Review three clauses specifically: data export rights, auto-renewal terms, and price escalation caps. Many annual contracts auto-renew at a higher rate and restrict data export to specific file formats or charge per export. Negotiate these points before signing, not after.
Is comparing CRM apps different for a service business versus a product business?
Yes. Product businesses typically need strong pipeline and inventory integration features. Service businesses prioritize ticketing, project linkage, and recurring billing workflows. Map your specific revenue model to CRM feature categories before starting any platform comparison.
What hidden costs should I expect beyond the monthly subscription fee?
Expect to budget for data migration, onboarding, and API or integration fees. Platforms like Salesforce charge separately for advanced analytics and dedicated support. Zoho CRM gates its AI assistant, Zia, behind a higher tier. Per Software Advice, the average unexpected implementation fee hits $2,500, and that does not include ongoing Zapier or Make.com connector costs if native integrations are missing.

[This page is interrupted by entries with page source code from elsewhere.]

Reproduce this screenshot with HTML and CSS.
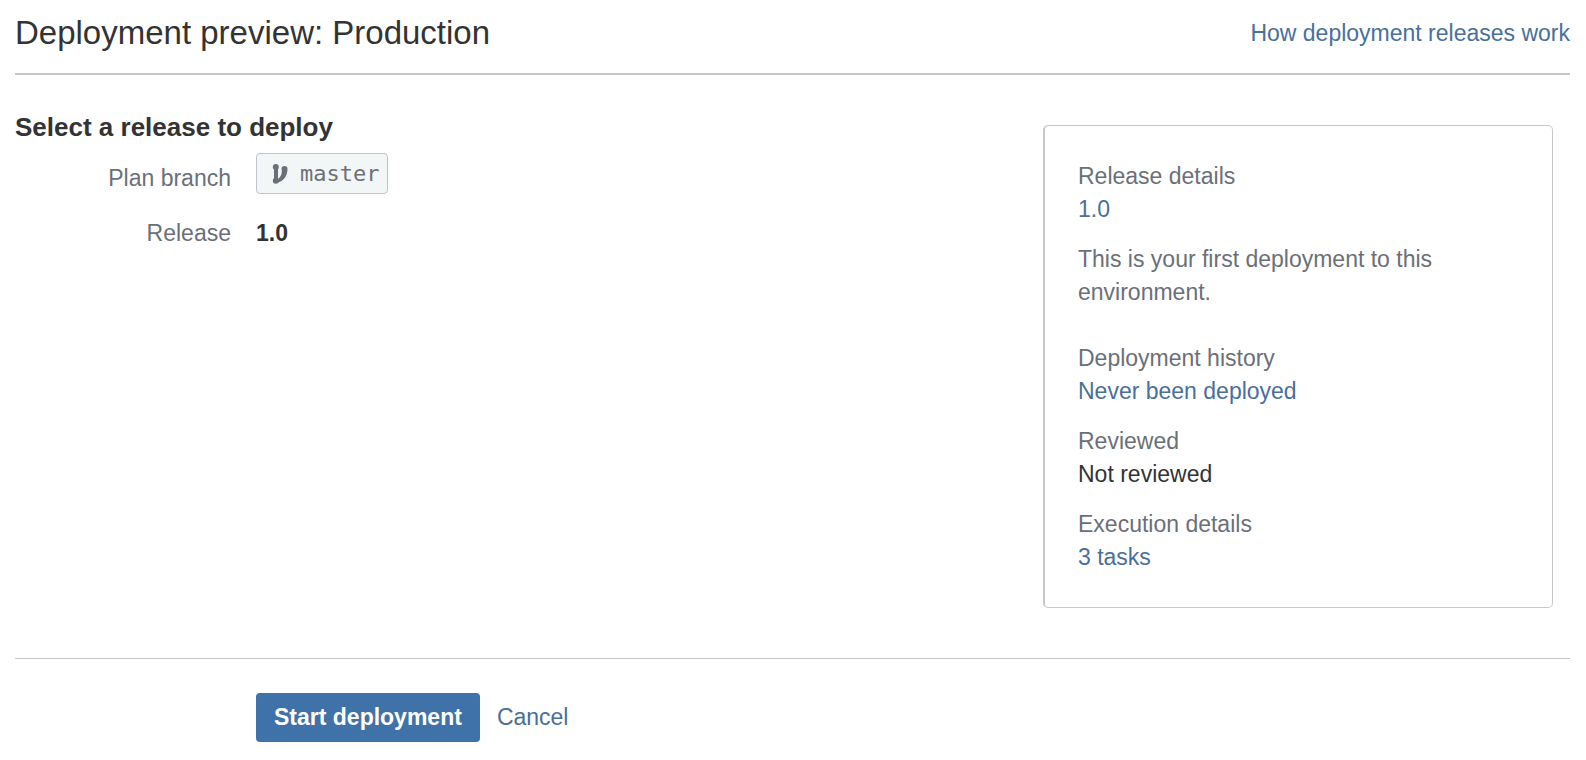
FILE: index.html
```html
<!DOCTYPE html>
<html lang="en">
<head>
<meta charset="utf-8">
<title>Deployment preview: Production</title>
<link rel="stylesheet" href="styles.css">
</head>
<body>
<header class="page-header">
  <h1 class="page-title">Deployment preview: Production</h1>
  <a class="link" href="#">How deployment releases work</a>
</header>
<main>
  <form class="deploy-form">
    <div class="content">
      <section class="release">
        <h2 class="section-title">Select a release to deploy</h2>
        <dl class="fields">
          <dt class="label">Plan branch</dt>
          <dd class="value">
            <span class="branch">
              <svg class="branch-icon" viewBox="0 0 16 20" aria-hidden="true">
                <path d="M2 3h4v14H2z" fill="currentColor"/>
                <path d="M9.500 4.500a3 2.500 0 0 1 6 0C15.500 12 12 17 5 19V15.500C9 13.500 10.500 9 9.500 4.500z" fill="currentColor"/>
                <circle cx="3.800" cy="3" r="3" fill="currentColor"/>
                <circle cx="3.800" cy="16.800" r="3" fill="currentColor"/>
              </svg>
              <span>master</span>
            </span>
          </dd>
          <dt class="label">Release</dt>
          <dd class="value strong">1.0</dd>
        </dl>
      </section>
      <aside class="details">
        <div class="group">
          <div>Release details</div>
          <a class="link" href="#">1.0</a>
        </div>
        <p class="note">This is your first deployment to this environment.</p>
        <div class="group">
          <div>Deployment history</div>
          <a class="link" href="#">Never been deployed</a>
        </div>
        <div class="group">
          <div>Reviewed</div>
          <div class="dark">Not reviewed</div>
        </div>
        <div class="group">
          <div>Execution details</div>
          <a class="link" href="#">3 tasks</a>
        </div>
      </aside>
    </div>
    <div class="actions">
      <button class="button" type="submit">Start deployment</button>
      <a class="link" href="#">Cancel</a>
    </div>
  </form>
</main>
</body>
</html>
```
FILE: styles.css
```css
* {
  box-sizing: border-box;
}

body {
  margin: 0;
  padding: 0 16px 0 15px;
  background: #fff;
  color: #333;
  font: 23px/33px "Liberation Sans", Arial, sans-serif;
}

.page-header {
  display: flex;
  align-items: center;
  justify-content: space-between;
  padding: 13px 0 20px;
  border-bottom: 2px solid #c6c6c6;
}

.page-title {
  margin: 0;
  font-size: 33px;
  line-height: 40px;
  font-weight: 400;
}

.link {
  color: #4a6f9c;
  text-decoration: none;
}

.content {
  display: flex;
  align-items: flex-start;
  justify-content: space-between;
  padding: 42px 17px 50px 0;
  border-bottom: 1px solid #c8c8c8;
}

.section-title {
  margin: 0;
  padding-bottom: 16px;
  font-size: 26px;
  line-height: 20px;
}

.fields {
  display: grid;
  grid-template-columns: 216px auto;
  column-gap: 25px;
  row-gap: 13px;
  margin: 0;
}

.label {
  padding-top: 9px;
  color: #6b7078;
  text-align: right;
}

.value {
  margin: 0;
}

.strong {
  padding-top: 9px;
  font-weight: 700;
}

.branch {
  display: flex;
  align-items: center;
  gap: 12px;
  padding: 3px 8px 3px 15px;
  border: 1px solid #bfc5ca;
  border-radius: 4px;
  background: #f3f6f7;
  color: #6b7078;
  font-family: "DejaVu Sans Mono", monospace;
  font-size: 22px;
}

.branch-icon {
  width: 16px;
  height: 20px;
}

.details {
  width: 510px;
  max-width: 50%;
  margin-top: 8px;
  padding: 34px 33px 33px;
  border: 1px solid #c8c8c8;
  border-left-width: 2px;
  border-radius: 5px;
  color: #6b7078;
}

.group + .group {
  margin-top: 17px;
}

.note {
  margin: 17px 0 33px;
}

.dark {
  color: #333;
}

.actions {
  display: flex;
  align-items: center;
  gap: 17px;
  padding: 34px 0 18px 241px;
}

.button {
  padding: 8px 18px;
  border: 0;
  border-radius: 4px;
  background: #3f72a9;
  color: #fff;
  font: inherit;
  font-weight: 700;
}
```
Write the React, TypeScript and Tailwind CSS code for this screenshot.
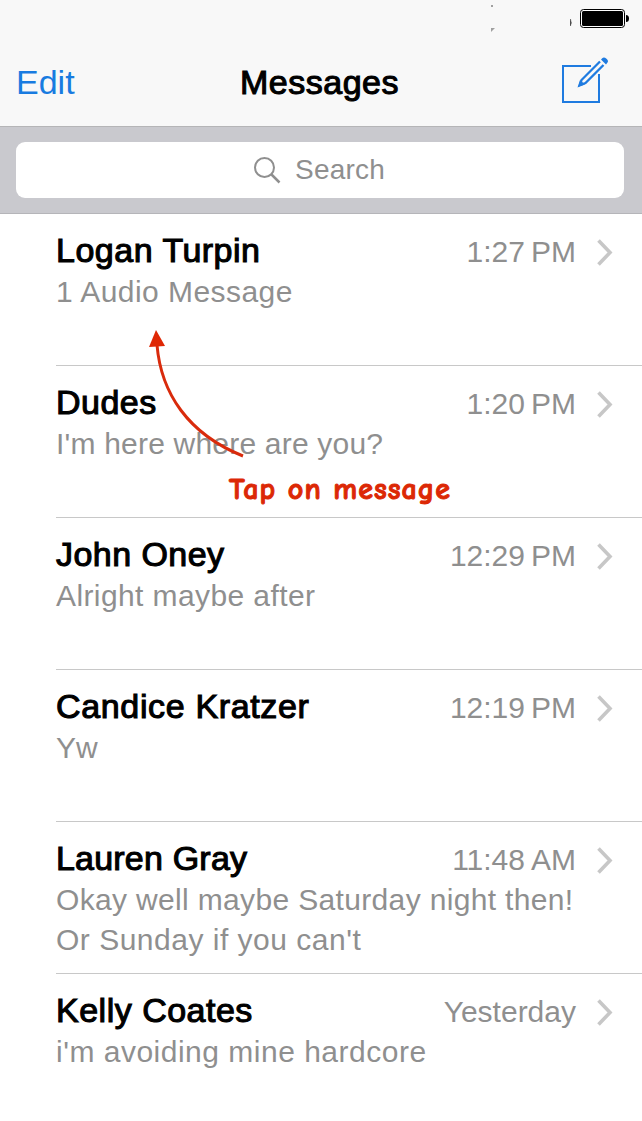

How do I evaluate whether a CRM can scale with my business?
Check two things: the cost and trigger for the next pricing tier, and whether performance degrades at higher contact and user counts. A CRM that runs on shared cloud infrastructure may slow noticeably when your contact database grows past 50,000 records. Ask vendors directly for performance benchmarks at your projected 3-year data volume.
What is the biggest mistake first-time CRM buyers make?
Choosing based on feature count rather than workflow fit. Capterra’s 2024 research found small businesses use only 27% of available CRM features in year one. A shorter feature list executed well will outperform an enterprise platform your team never fully configures.
Can I switch CRMs later if my first choice turns out to be wrong?
You can, but it is expensive. Switching costs average $10,000 or more for a small business when you account for data migration, staff retraining, and productivity loss during the transition. That number makes the case for a rigorous upfront evaluation more compellingly than any vendor pitch will.